One unique feature of this book is that it is a love story between two members of the working class. Sure, Sylvie’s sister is married to a viscount, whoop-bee-doo, but Sylvie herself is a dancer while Tom is a working class fellow who has done very well for himself as he was born in the gutters. These two have the attention and momentary adoration of their betters but that’s because they amuse their betters, not because they are fully accepted by the Ton. Tom’s world crosses with the world of the demimondaine since the ladies he employs as dancers are inevitably mistresses of some earl, duke, or whatever, while Sylvie’s world is more acceptable but she is, nonetheless, a performer to amuse the Ton and she also has a lover – some kind of European prince who may be coming after her in England.

Ways to Be Wicked spends a lot of time on Sylvie’s acclimatization and her eventual becoming one of the family among the staff of the White Lily so in a way, this isn’t solely a love story. It’s more like Sylvie’s story of her adventures in London with her romance with Tom being only one of these adventures at the first half or so in this story while in the later half, Tom becomes the main character with his attempts to discover himself and to make peace with various demons in his past, again with the romance between him and Sylvie being only a part of this story. The romance develops slowly and gradually as the story progresses which, if you ask me, makes plenty of sense since both characters are realistically busy with their jobs in the White Lily and they aren’t exactly spending days and nights making eyes at each other across ballrooms. Tom has to come up with new inventive bawdy shows with his partner, the dwarven choreographer called simply the General, while planning an expansion of his business empire that will require funds from various (male) sponsors among the Ton.

Ah oh, I find myself intrigued and fascinated by the life behind the stage as depicted in this book. Ms Long always has a flair for evoking details so vividly that it’s as if I’m the one thrusting my bum up in the air and squealing “Whee!” on stage. Reading this one is like watching an IMAX movie where I’m sucked into the adventure. It also helps that Sylvie is every bit a Julie Anne Long heroine – smart, witty, and can always be counted on to hold her own in any situation – so Sylvie may be cowed at times by the atmosphere of the White Lily but she can face up against the most jealous rival and even win her over with style. Besides, Sylvie is no innocent, which makes sense given that she is, after all, a dancer on the stage. I like Sylvie. Unfortunately, Ms Long spends more time in the later half of the book developing Tom’s character that the romance as well as Sylvie as a character remain somewhat stagnant as a result. Sylvie doesn’t get the character growth in this story like Tom does, which is a pity since Sylvie is one of the very few romance heroines out there who are smart and capable. Also, I’m quite disappointed at the way Ms Long chooses to portray Sylvie’s lover as a villain and therefore turns Sylvie into a victim of her love affair rather than someone who merely had a love affair.

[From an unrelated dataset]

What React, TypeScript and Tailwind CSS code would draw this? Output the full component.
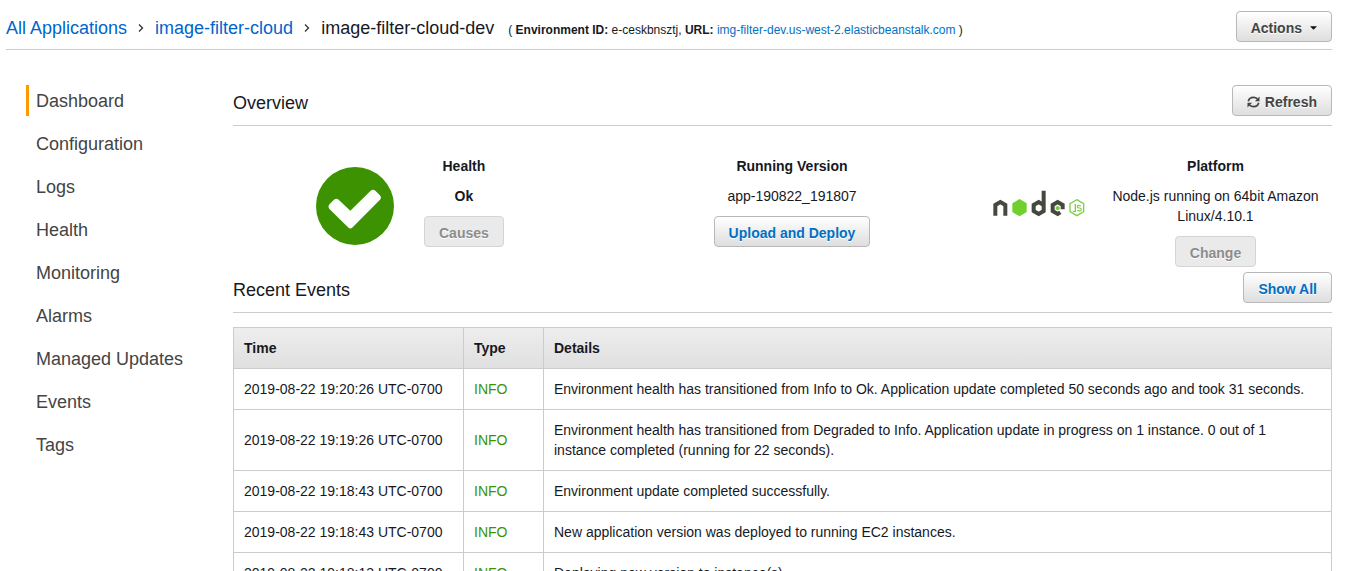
import type { ReactNode } from "react";

const navItems = [
  "Dashboard",
  "Configuration",
  "Logs",
  "Health",
  "Monitoring",
  "Alarms",
  "Managed Updates",
  "Events",
  "Tags",
];

const events = [
  {
    time: "2019-08-22 19:20:26 UTC-0700",
    details:
      "Environment health has transitioned from Info to Ok. Application update completed 50 seconds ago and took 31 seconds.",
  },
  {
    time: "2019-08-22 19:19:26 UTC-0700",
    details:
      "Environment health has transitioned from Degraded to Info. Application update in progress on 1 instance. 0 out of 1 instance completed (running for 22 seconds).",
  },
  {
    time: "2019-08-22 19:18:43 UTC-0700",
    details: "Environment update completed successfully.",
  },
  {
    time: "2019-08-22 19:18:43 UTC-0700",
    details: "New application version was deployed to running EC2 instances.",
  },
  {
    time: "2019-08-22 19:18:13 UTC-0700",
    details: "Deploying new version to instance(s).",
  },
];

const buttonTones = {
  plain: "border-[#b8b8b8] bg-linear-to-b from-white to-[#dedede] text-[#444]",
  link: "border-[#b8b8b8] bg-linear-to-b from-white to-[#dedede] text-[#0070c4]",
  disabled: "border-[#d5d5d5] bg-[#eaeaea] text-[#8c8c8c]",
};

function Button({ tone, children }: { tone: keyof typeof buttonTones; children: ReactNode }) {
  return (
    <button
      type="button"
      disabled={tone === "disabled"}
      className={`inline-flex h-[31px] shrink-0 items-center rounded border px-3.5 pt-0.5 text-sm font-bold whitespace-nowrap text-shadow-[0_1px_0_#fff] ${buttonTones[tone]}`}
    >
      {children}
    </button>
  );
}

function RefreshIcon() {
  return (
    <svg viewBox="0 0 13 12" className="mr-[5px] h-3 w-[13px]" fill="none" aria-hidden="true">
      <g stroke="currentColor" strokeWidth="1.700">
        <path d="M1.300 5.200C1.900 2.800 4 1.300 6.500 1.300C8 1.300 9.400 1.900 10.500 3" />
        <path d="M11.700 6.800C11.100 9.200 9 10.700 6.500 10.700C5 10.700 3.600 10.100 2.500 9" />
      </g>
      <path d="M12.500 0.600V5.200H7.900Z" fill="currentColor" />
      <path d="M0.500 11.400V6.800H5.100Z" fill="currentColor" />
    </svg>
  );
}

function HealthIcon() {
  return (
    <svg viewBox="0 0 234 234" className="mt-[11px] size-[78px] shrink-0" role="img" aria-label="Ok">
      <circle cx="117" cy="117" r="117" fill="#3c9200" />
      <path
        d="M41 111 L54 98 Q61 92 68 98 L103 131 L164 71 Q171 65 178 71 L191 84 Q198 91 192 98 L110 181 Q103 188 96 181 L41 127 Q34 119 41 111Z"
        fill="#fff"
      />
    </svg>
  );
}

function NodeLogo() {
  return (
    <svg viewBox="38 29 276 81" className="mt-[34px] h-[27px] w-[92px] shrink-0" role="img" aria-label="Node.js" fill="none">
      <g stroke="#46483e" strokeWidth="12">
        <path d="M45 106V74L60 65L75 74V106" />
        <path d="M190 31V92L175 101L160 92V74L175 65L190 74" />
        <path d="M240 96L232 101L217 92V74L232 65L247 74V87" />
      </g>
      <path d="M117.500 56L139 69V95L117.500 108L96 95V69Z" fill="#6fd02e" />
      <path d="M232 77L238 80V87L232 90L226 87V80Z" fill="#6fd02e" />
      <g stroke="#7fce45">
        <path d="M289.500 58L310 70V94L289.500 106L269 94V70Z" strokeWidth="4" />
        <path d="M285 71V92Q285 96 277 92" strokeWidth="4" />
        <path d="M302 77Q291 72 291 79Q291 83 297 83Q303 83 303 88Q302 94 291 90" strokeWidth="3.500" />
      </g>
    </svg>
  );
}

function Chevron() {
  return (
    <svg viewBox="0 0 6 10" className="mx-[11px] h-2.5 w-1.5" fill="none" stroke="#333" strokeWidth="1.300" aria-hidden="true">
      <path d="M1 0.500L4.500 4L1 7.500" />
    </svg>
  );
}

function SectionHeader({ title, children }: { title: string; children: ReactNode }) {
  return (
    <div className="flex h-[41px] items-start justify-between border-b border-[#ccc]">
      <h2 className="pt-1.5 text-lg leading-6">{title}</h2>
      {children}
    </div>
  );
}

function Stat({ title, value, children }: { title: string; value: ReactNode; children: ReactNode }) {
  return (
    <div className="flex flex-col items-center gap-2.5 text-center">
      <h3 className="font-bold">{title}</h3>
      <p>{value}</p>
      {children}
    </div>
  );
}

export default function App() {
  return (
    <div className="h-screen overflow-hidden bg-white pr-[13px] pl-1.5 font-['Liberation_Sans',Arial,sans-serif] text-sm leading-5 text-[#16191f]">
      <header className="flex h-[50px] items-start justify-between border-b border-[#ccc] pt-[11px]">
        <nav aria-label="Breadcrumb" className="flex items-baseline pt-[5px] text-lg leading-6 whitespace-nowrap">
          <a href="#applications" className="text-[#0064cd]">All Applications</a>
          <Chevron />
          <a href="#application" className="text-[#0064cd]">image-filter-cloud</a>
          <Chevron />
          <h1>image-filter-cloud-dev</h1>
          <span className="ml-3.5 text-xs">
            ( <b>Environment ID:</b> e-ceskbnsztj, <b>URL:</b>{" "}
            <a href="#environment" className="text-[#0070c4]">img-filter-dev.us-west-2.elasticbeanstalk.com</a> )
          </span>
        </nav>
        <Button tone="plain">
          Actions
          <svg viewBox="0 0 8 4" className="ml-2 h-1 w-[7px]" fill="#111" aria-hidden="true">
            <path d="M0 0H8L4 4Z" />
          </svg>
        </Button>
      </header>

      <div className="flex pt-[35px]">
        <nav aria-label="Environment" className="w-[227px] shrink-0 pl-5">
          <ul className="flex flex-col gap-3">
            {navItems.map((item, index) => (
              <li key={item}>
                <a
                  href={`#${item.toLowerCase().replace(" ", "-")}`}
                  aria-current={index === 0 ? "page" : undefined}
                  className={`block border-l-3 pt-0.5 pl-[7px] text-lg leading-[29px] text-[#444] ${
                    index === 0 ? "border-[#ff9900]" : "border-transparent"
                  }`}
                >
                  {item}
                </a>
              </li>
            ))}
          </ul>
        </nav>

        <main className="min-w-0 flex-1">
          <SectionHeader title="Overview">
            <Button tone="plain">
              <RefreshIcon />
              Refresh
            </Button>
          </SectionHeader>

          <section className="grid grid-cols-[358fr_402fr_339fr] pt-[30px] pb-[5px]">
            <div className="flex items-start gap-[30px] pl-[83px]">
              <HealthIcon />
              <Stat title="Health" value={<b>Ok</b>}>
                <Button tone="disabled">Causes</Button>
              </Stat>
            </div>
            <Stat title="Running Version" value="app-190822_191807">
              <Button tone="link">Upload and Deploy</Button>
            </Stat>
            <div className="flex items-start">
              <NodeLogo />
              <div className="flex-1 pr-1.5 pl-5">
                <Stat title="Platform" value="Node.js running on 64bit Amazon Linux/4.10.1">
                  <Button tone="disabled">Change</Button>
                </Stat>
              </div>
            </div>
          </section>

          <SectionHeader title="Recent Events">
            <Button tone="link">Show All</Button>
          </SectionHeader>

          <table className="mt-3.5 w-full table-fixed border-collapse text-left">
            <colgroup>
              <col className="w-[230px]" />
              <col className="w-20" />
              <col />
            </colgroup>
            <thead>
              <tr className="bg-linear-to-b from-[#eee] to-[#dfdfdf]">
                {["Time", "Type", "Details"].map((heading) => (
                  <th key={heading} scope="col" className="border border-[#ccc] p-2.5 font-bold">
                    {heading}
                  </th>
                ))}
              </tr>
            </thead>
            <tbody>
              {events.map((event) => (
                <tr key={event.details}>
                  <td className="border border-[#ccc] p-2.5">{event.time}</td>
                  <td className="border border-[#ccc] p-2.5 text-[#3c9200]">INFO</td>
                  <td className="border border-[#ccc] p-2.5">{event.details}</td>
                </tr>
              ))}
            </tbody>
          </table>
        </main>
      </div>
    </div>
  );
}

But Tom, oh, now that’s what I call a larger-than-life hero! He’s a man who has recently discovered that he has a responsibility he never dreamed of before: he realizes that he has a son with an old girlfriend so now he’s trying to decide what to do with that little boy. He believes that perhaps it is for the best that he quietly steps out of his son’s life and restricts his role in that kid’s life to that of a shadowy benefactor so that the boy’s more respectable grandparents can raise that kid and give him the respectability that Tom can’t. As he says in this story, he always thought that he couldn’t give a damn about respectability, but now that he has a son, he realizes that he wants the best the world has to offer for that kid. He wants to send his son to Eton, damn it! Yet when he quietly sneaks off to visit that boy in the country armed with toys and becomes increasingly – and often, comically, awkwardly – attached to that boy, he becomes more conflicted about his role in that boy’s life. Ms Long does an excellent job with Tom here. I find myself touched by Tom’s attempts to embrace fatherhood and moved by his confusions that understandably arise when a formerly happy-go-lucky man tries to adjust to a life of responsibility. And really, men like Tom make such devastatingly romantic heroes, don’t you think?

Oh, I suppose one can argue that the ending is too neat, although I have a good laugh over that part where Tom makes a shockingly respectable business decision. It’s outrageous and it’s so much like something Tom would do, bless him. While I can’t say that the romance is the strongest aspect of this story, Sylvie and especially Tom are marvelously written and developed characters and their chemistry is very nicely done indeed. This story is something different, which is already a plus, but it is also very nicely written and entertaining. Ways to Be Wicked is indeed just that – wicked, people, just wicked.